What rational assumptions can we make about what will happen if we drop out of the index?

There are going to be a set of investors who will be forced sellers because they are index trackers; that is a very simple, rational assumption.

What’s more disputable is whether the effect of that forced selling will ultimately be as negative as people say it might be. Therein lies the more interesting debate. Given how well SA’s fiscal problems have been telegraphed to the market, the risk of SA getting downgraded by Moody’s cannot possibly be described as a surprise. So a lot of people will be positioned for it.

You can have a hedge structure sitting on the sidelines that mitigates against the negative effect of some sort of gyration in the bond market. Or people may have already sold out of the index pre-emptively. But this belief that everybody will dive for the same small exit door at the same time just because SA has gone from investment grade to subinvestment grade — a lot of people have questioned that.

Remember, people are not forced buyers of the index. Investors are always trying to be one step ahead of the next guy. They’re not all going to be sitting on their hands just waiting to pull the trigger on a Moody’s downgrade. It just doesn’t happen that way.

What about junk bond investors?

Exactly. The idea that the forced sellers are automatically a much bigger portion of the market is questionable. How do you know whether demand from the subinvestment-grade market is not going to eclipse the forced selling that takes place from the investment-grade market? Just because you’re [a subinvestment-grade investor] doesn’t mean that your money is any less powerful than that of an investment-grade fund manager. One dollar is one dollar.

What makes a big difference is the number of people who might be licking their lips to get hold of SA paper. At the time, there are all sorts of factors that get taken into consideration. Let’s just say Moody’s downgrades SA and we’re in the middle of a global meltdown. The downgrade could then of course trigger a whole bunch of volatility in the rand, because you’re piling risk on top of risk. But if you get a downgrade in an environment where risk appetite is pretty healthy and there’s a big search for yield because, say, the US Fed has decided to go back to quantitative easing, well, you might find the effect is zero.

Was there any impact on the rand when we were included in the index?

If I had to ask you to look at where in that year SA got included, there’s almost no chance that, without knowing the date, you would be able to pick out when it happened. It looked like any other trading day, and, in fact, the trading range on the day of the announcement was one of the tighter ranges of the year. So why would there be such a huge impact on the expulsion from the index?
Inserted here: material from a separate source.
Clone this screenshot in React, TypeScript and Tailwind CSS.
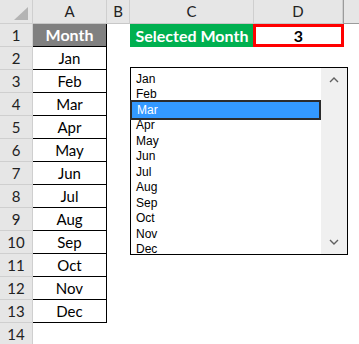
import React from "react";

const months = ["Jan", "Feb", "Mar", "Apr", "May", "Jun", "Jul", "Aug", "Sep", "Oct", "Nov", "Dec"];

const sheetFont = { fontFamily: "Lato, 'Liberation Sans', sans-serif" };

const HeaderCell = ({ children, last }: { children?: React.ReactNode; last?: boolean }) => (
    <div
        className={`flex items-center justify-center bg-[#e6e6e6] border-b border-[#c8c8c8] text-[15px] text-[#222] ${
            last ? "border-l border-l-[#9b9b9b] border-b-[#9b9b9b]" : "border-r border-r-[#cfcfcf]"
        }`}
    >
        {children}
    </div>
);

const RowNumber = ({ n }: { n: number }) => (
    <div className="flex items-center justify-center bg-[#e6e6e6] border-b border-r border-[#cfcfcf] text-[15px] text-[#222]">
        {n}
    </div>
);

const Chevron = ({ up }: { up?: boolean }) => (
    <svg width="10" height="6" viewBox="0 0 10 6" className="text-[#606060]">
        <polyline
            points={up ? "1,5 5,1 9,5" : "1,1 5,5 9,1"}
            fill="none"
            stroke="currentColor"
            strokeWidth="1.4"
        />
    </svg>
);

const MonthList = () => (
    <div
        className="absolute left-[130px] top-[67px] w-[218px] h-[188px] flex bg-white border border-black"
        style={{ fontFamily: "'Liberation Sans', Arial, sans-serif" }}
    >
        <div className="flex-1 flex flex-col pt-[3px]">
            {months.map((m) =>
                m === "Mar" ? (
                    <div
                        key={m}
                        className="relative -ml-px -my-[2px] h-[19.5px] flex items-center pl-[5px] bg-[#3399ff] border-2 border-[#2b2b2b] text-white text-[12px]"
                    >
                        {m}
                    </div>
                ) : (
                    <div key={m} className="h-[15.5px] flex items-center pl-[5px] text-[12px] text-black">
                        {m}
                    </div>
                )
            )}
        </div>
        <div className="w-[26px] bg-[#f0f0f0] flex flex-col items-center justify-between py-[9px]">
            <Chevron up />
            <Chevron />
        </div>
    </div>
);

export default function App() {
    const rows = Array.from({ length: 14 }, (_, i) => i + 1);

    return (
        <div className="relative w-[359px] h-[344px] overflow-hidden bg-white" style={sheetFont}>
            <div className="grid grid-cols-[33px_74px_23px_124px_89px_16px] grid-rows-[24px_repeat(14,23px)]">
                {/* corner */}
                <div className="relative bg-[#e6e6e6] border-b border-r border-[#cfcfcf]">
                    <svg width="16" height="14" viewBox="0 0 16 14" className="absolute right-[3px] bottom-[2px]">
                        <polygon points="15,0 15,13 1,13" fill="#b4b4b4" />
                    </svg>
                </div>
                <HeaderCell>A</HeaderCell>
                <HeaderCell>B</HeaderCell>
                <HeaderCell>C</HeaderCell>
                <HeaderCell>D</HeaderCell>
                <HeaderCell last />

                {rows.map((r) => (
                    <React.Fragment key={r}>
                        <RowNumber n={r} />
                        {r === 1 ? (
                            <div className="flex items-center justify-center bg-[#808080] border-b border-r border-black text-white font-bold text-[16px]">
                                Month
                            </div>
                        ) : r <= 13 ? (
                            <div className="flex items-center justify-center border-b border-r border-black text-[15px] text-black">
                                {months[r - 2]}
                            </div>
                        ) : (
                            <div />
                        )}
                        <div />
                        {r === 1 ? (
                            <div className="flex items-center justify-center bg-[#00b050] text-white font-bold text-[16px]">
                                Selected Month
                            </div>
                        ) : (
                            <div />
                        )}
                        {r === 1 ? (
                            <div className="flex items-center justify-center -ml-px -mr-px border-[3px] border-[#ff0000] font-bold text-[16px] text-black">
                                3
                            </div>
                        ) : (
                            <div />
                        )}
                        <div />
                    </React.Fragment>
                ))}
            </div>
            <MonthList />
        </div>
    );
}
Would junk status have an influence on the buying decisions of the Public Investment Corp, for example?

Fund managers can invest in whatever bond market they want. So any opportunity to pick up SA bonds at an attractive price that would allow investors to achieve their inflation-plus mandates would probably be taken up by many.

Funds that are exposed to the index through their indexation processes can sell to the broader market, which is not beholden to any form of indexation.

Do you need a market maker in the event of a downgrade out of something like the index?

No, it’s essentially a free-for-all. But fixed-income market makers exist. You’d probably find that it’s not incumbent on Citi to manage the process; however, I suspect the bank would treat it as a golden opportunity to be able to broker deals between investment-and subinvestment-grade managers and it would probably make some money out of doing so.

"It’s disputable whether the effect of forced selling will be as negative as people say"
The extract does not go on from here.